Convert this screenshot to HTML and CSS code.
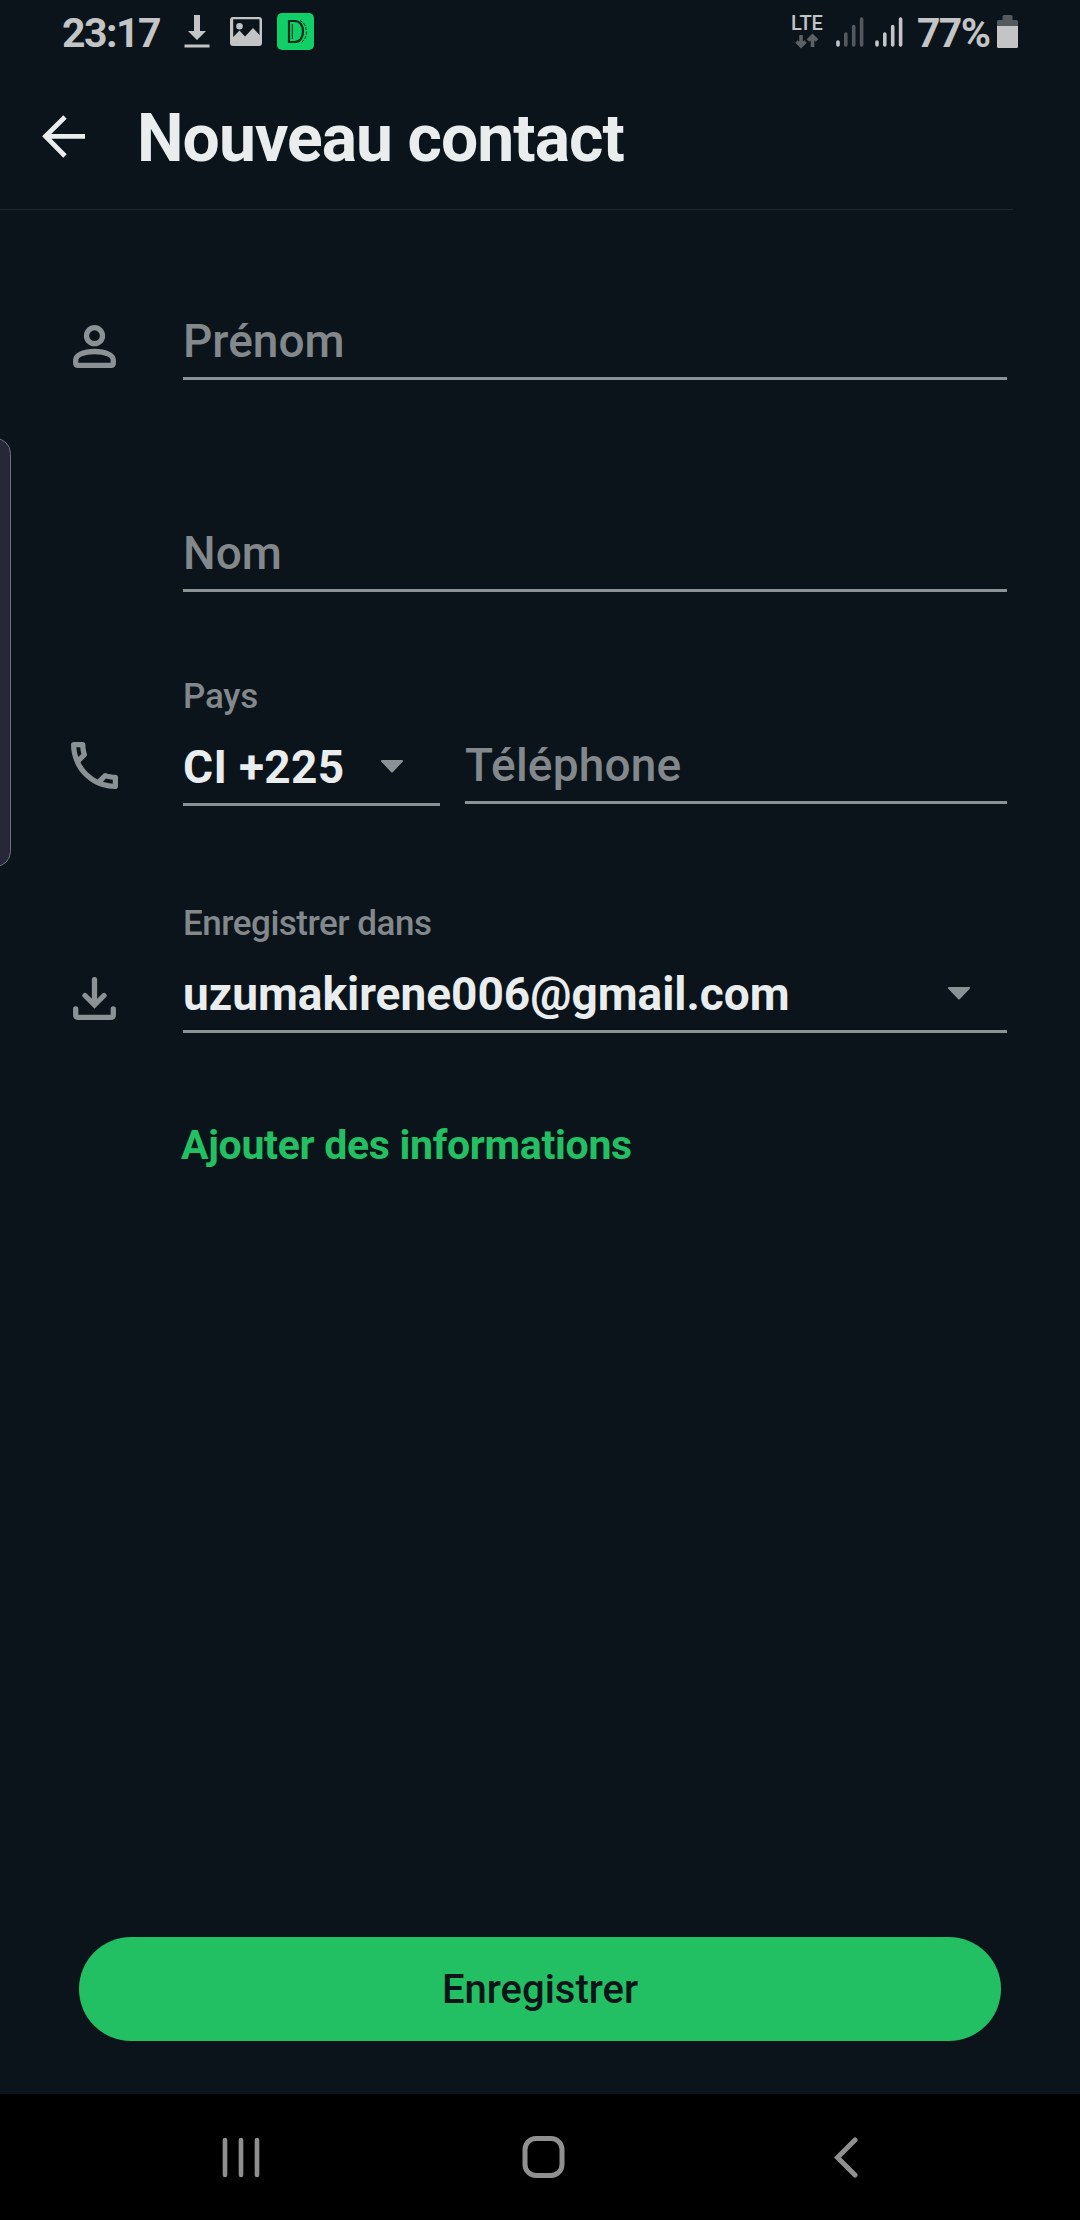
FILE: index.html
```html
<!DOCTYPE html>
<html lang="fr">
<head>
<meta charset="utf-8">
<title>Nouveau contact</title>
<link rel="stylesheet" href="styles.css">
</head>
<body>
<div class="screen">
  <div class="status">
    <span class="clock">23:17</span>
    <svg class="st-download" width="26" height="34" viewBox="0 0 26 34"><path d="M10 0h6v16h6l-9 9-9-9h6zM0.500 29.500h25v3H0.500z" fill="#c3c4c6"/></svg>
    <svg class="st-image" width="32" height="30" viewBox="0 0 32 30"><path fill-rule="evenodd" d="M3 0h26a3 3 0 0 1 3 3v23a3 3 0 0 1-3 3H3a3 3 0 0 1-3-3V3a3 3 0 0 1 3-3zM3.200 2.200V20l6.300-6.500 5.500 6 8-8.500 6.500 7V2.200zM9.500 6a3.300 3.300 0 1 1 0 6.600 3.300 3.300 0 0 1 0-6.600z" fill="#c3c4c6"/></svg>
    <svg class="st-app" width="37" height="37" viewBox="0 0 37 37"><rect width="37" height="37" rx="5" fill="#10cf67"/><path d="M12 8h5.500c5 0 8.500 4 8.500 10.500s-3.500 10.500-8.500 10.500H12z" fill="none" stroke="#07281c" stroke-width="2.200"/><path d="M15.300 11v15" fill="none" stroke="#07281c" stroke-width="1"/><path d="M23 7.500c8.500 4 8.500 18 1 22" fill="none" stroke="#07281c" stroke-width="1" stroke-dasharray="3 1.500"/></svg>
    <div class="lte">
      <span>LTE</span>
      <svg width="24" height="16" viewBox="0 0 24 16"><path d="M6 2v11M1.500 8.500L6 13l4.500-4.500M17.500 14V3M13 7.500L17.500 3 22 7.500" fill="none" stroke="#5c6165" stroke-width="3.600"/></svg>
    </div>
    <svg class="sig" width="28" height="30" viewBox="0 0 28 30"><g stroke-width="3.600" stroke-linecap="round"><path d="M2 25v3" stroke="#c3c4c6"/><path d="M9.800 17v11M17.700 9.500V28M25.600 2v26" stroke="#54595d"/></g></svg>
    <svg class="sig" width="28" height="30" viewBox="0 0 28 30"><path d="M2 25v3M9.800 17v11M17.700 9.500V28M25.600 2v26" stroke="#c3c4c6" stroke-width="3.600" stroke-linecap="round"/></svg>
    <span class="percent">77%</span>
    <svg class="battery" width="21" height="33" viewBox="0 0 21 33"><path d="M0 11V6.500Q0 5 1.500 5H5.500V1.500Q5.500 0 7 0h7q1.500 0 1.500 1.500V5h4Q21 5 21 6.500V11z" fill="#54595d"/><path d="M0 11h21v20.500q0 1.500-1.500 1.500h-18Q0 33 0 31.500z" fill="#c3c4c6"/></svg>
  </div>

  <header class="header">
    <svg class="back" width="43" height="43" viewBox="0 0 43 43"><path d="M23 2L3.500 21.300 23 41M3.500 21.300H43" fill="none" stroke="#e9edee" stroke-width="4.800"/></svg>
    <h1 class="title">Nouveau contact</h1>
  </header>
  <div class="divider"></div>

  <main class="form">
    <div class="row row-first">
      <svg class="icon icon-person" width="43" height="43" viewBox="0 0 43 43"><g fill="none" stroke="#8a9296" stroke-width="5.300"><circle cx="21.500" cy="10.700" r="8"/><path d="M2.700 36v-1c0-5 8-8.500 18.800-8.500s18.800 3.500 18.800 8.500V38q0 2.400-2.400 2.400H5.100q-2.400 0-2.400-2.400z"/></g></svg>
      <div class="field"><span class="value hint">Prénom</span></div>
    </div>
    <div class="row row-last">
      <div class="field"><span class="value hint">Nom</span></div>
    </div>
    <div class="row row-phone">
      <svg class="icon icon-phone" width="47" height="47" viewBox="3 3 18 18"><path d="M6.540 5c.06.89.21 1.760.45 2.590l-1.200 1.200c-.41-1.200-.67-2.470-.76-3.790h1.510m9.860 12.020c.85.24 1.720.39 2.600.45v1.490c-1.320-.09-2.590-.35-3.800-.75l1.200-1.190M7.500 3H4c-.55 0-1 .45-1 1 0 9.390 7.610 17 17 17 .55 0 1-.45 1-1v-3.490c0-.55-.45-1-1-1-1.240 0-2.450-.2-3.570-.57-.1-.04-.21-.05-.31-.05-.26 0-.51.1-.71.29l-2.200 2.200c-2.830-1.450-5.150-3.760-6.590-6.590l2.200-2.200c.28-.28.36-.67.25-1.020C8.700 6.450 8.500 5.250 8.500 4c0-.55-.45-1-1-1z" fill="#8a9296"/></svg>
      <div class="field country">
        <span class="label">Pays</span>
        <div class="select"><span class="value code">CI +225</span><svg width="24" height="13" viewBox="0 0 24 13"><path d="M2 1h20L12 11.500z" fill="#8a9296" stroke="#8a9296" stroke-width="2" stroke-linejoin="round"/></svg></div>
      </div>
      <div class="field phone"><span class="value hint hint-phone">Téléphone</span></div>
    </div>
    <div class="row row-save">
      <svg class="icon icon-save" width="43" height="43" viewBox="0 0 43 43"><path d="M21.500 2.600V27M12 18.500l9.500 9.500 9.500-9.500M2.700 32v5.700q0 2.600 2.600 2.600h32.400q2.600 0 2.600-2.600V32" fill="none" stroke="#8a9296" stroke-width="5.300" stroke-linecap="round"/></svg>
      <div class="field">
        <span class="label label-save">Enregistrer dans</span>
        <div class="select"><span class="value">uzumakirene006@gmail.com</span><svg width="24" height="13" viewBox="0 0 24 13"><path d="M2 1h20L12 11.500z" fill="#8a9296" stroke="#8a9296" stroke-width="2" stroke-linejoin="round"/></svg></div>
      </div>
    </div>
    <a class="more">Ajouter des informations</a>
  </main>

  <button class="save">Enregistrer</button>

  <nav class="nav">
    <svg width="38" height="42" viewBox="0 0 38 42"><path d="M3 3v35M19 3v35M35 3v35" stroke="#909090" stroke-width="4.600" stroke-linecap="round"/></svg>
    <svg class="home" width="44" height="44" viewBox="0 0 44 44"><rect x="3" y="2.500" width="37" height="37" rx="11" fill="none" stroke="#909090" stroke-width="5"/></svg>
    <svg width="24" height="42" viewBox="0 0 24 42"><path d="M21 3L3.500 20.500 21 38" fill="none" stroke="#909090" stroke-width="5" stroke-linecap="round"/></svg>
  </nav>
  <div class="edge-handle"></div>
</div>
</body>
</html>
```
FILE: styles.css
```css
* { box-sizing: border-box; }
body {
  margin: 0;
  background: #0b141a;
  font-family: Roboto, "Liberation Sans", sans-serif;
}
svg { display: block; flex: none; }
.screen {
  position: relative;
  display: flex;
  flex-direction: column;
  width: 1080px;
  height: 2220px;
  overflow: hidden;
}
.status {
  display: flex;
  align-items: flex-start;
  height: 70px;
  padding-left: 62px;
  color: #c3c4c6;
  font-size: 41px;
  font-weight: 700;
  line-height: 66px;
  white-space: nowrap;
}
.clock { width: 122px; letter-spacing: -1.5px; }
.st-download { margin-top: 15px; }
.st-image { margin: 17px 0 0 20px; }
.st-app { margin: 13px 0 0 15px; }
.lte {
  display: flex;
  flex-direction: column;
  align-items: center;
  width: 34px;
  margin: 14px 12px 0 476px;
  font-size: 20px;
  font-weight: 500;
  line-height: 18px;
}
.lte svg { margin-top: 1px; }
.sig { margin: 17px 11px 0 0; }
.percent { width: 80px; margin-left: 3px; letter-spacing: -1.7px; }
.battery { margin-top: 15px; }

.header {
  display: flex;
  align-items: center;
  height: 139px;
  padding-left: 42px;
}
.back { margin-right: 52px; margin-top: -6px; }
.title {
  margin: -2px 0 0;
  font-size: 66px;
  font-weight: 700;
  line-height: 78px;
  letter-spacing: -0.95px;
  color: #e9edee;
  white-space: nowrap;
}
.divider { width: 1013px; height: 1px; background: #212a30; }

.row {
  display: flex;
  align-items: flex-end;
  padding: 0 73px;
}
.row-first { height: 170px; }
.row-last { height: 212px; padding-left: 183px; }
.row-phone { height: 214px; padding-left: 71px; }
.row-save { height: 227px; }
.icon-person { margin: 0 67px 12px 0; }
.icon-phone { margin: 0 65px 17px 0; }
.icon-save { margin: 0 67px 13px 0; }
.field {
  display: flex;
  flex: 1;
  flex-direction: column;
  padding-bottom: 9px;
  border-bottom: 3px solid #8a9296;
  white-space: nowrap;
}
.country { flex: none; width: 257px; margin-right: 25px; }
.phone { margin-bottom: 2px; }
.label {
  margin-bottom: 22px;
  font-size: 35px;
  font-weight: 500;
  line-height: 42px;
  letter-spacing: -0.2px;
  color: #82888b;
}
.label-save { letter-spacing: -0.5px; }
.select { display: flex; align-items: center; justify-content: space-between; padding-right: 36px; }
.select svg { margin-top: -1px; }
.value {
  font-size: 46px;
  font-weight: 700;
  line-height: 54px;
  color: #e9edee;
}
.code { letter-spacing: 0.3px; }
.hint { font-weight: 500; color: #82888b; }
.hint-phone { letter-spacing: 0.2px; }
.more {
  display: block;
  margin: 84px 0 0 181px;
  font-size: 41px;
  font-weight: 700;
  line-height: 56px;
  letter-spacing: -0.3px;
  color: #23c063;
}

.save {
  flex: none;
  width: 922px;
  height: 104px;
  margin: auto 0 53px 79px;
  padding: 1px 0 0;
  border: 0;
  border-radius: 52px;
  background: #23c063;
  color: #0b141a;
  font: 500 40px/103px Roboto, "Liberation Sans", sans-serif;
}
.nav {
  display: flex;
  flex: none;
  justify-content: space-between;
  height: 126px;
  padding: 43px 222px 0 222px;
  background: #000;
}
.home { margin: -1px 6px 0 0; }
.edge-handle {
  position: absolute;
  top: 438px;
  left: -20px;
  width: 31px;
  height: 429px;
  border: 1px solid #6e7078;
  border-radius: 16px;
  background: #27273a;
}
```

▶ [Task] Check each line of the listing above for the string "code", then report only how many lines have it.

▶ [Answer to this task] 3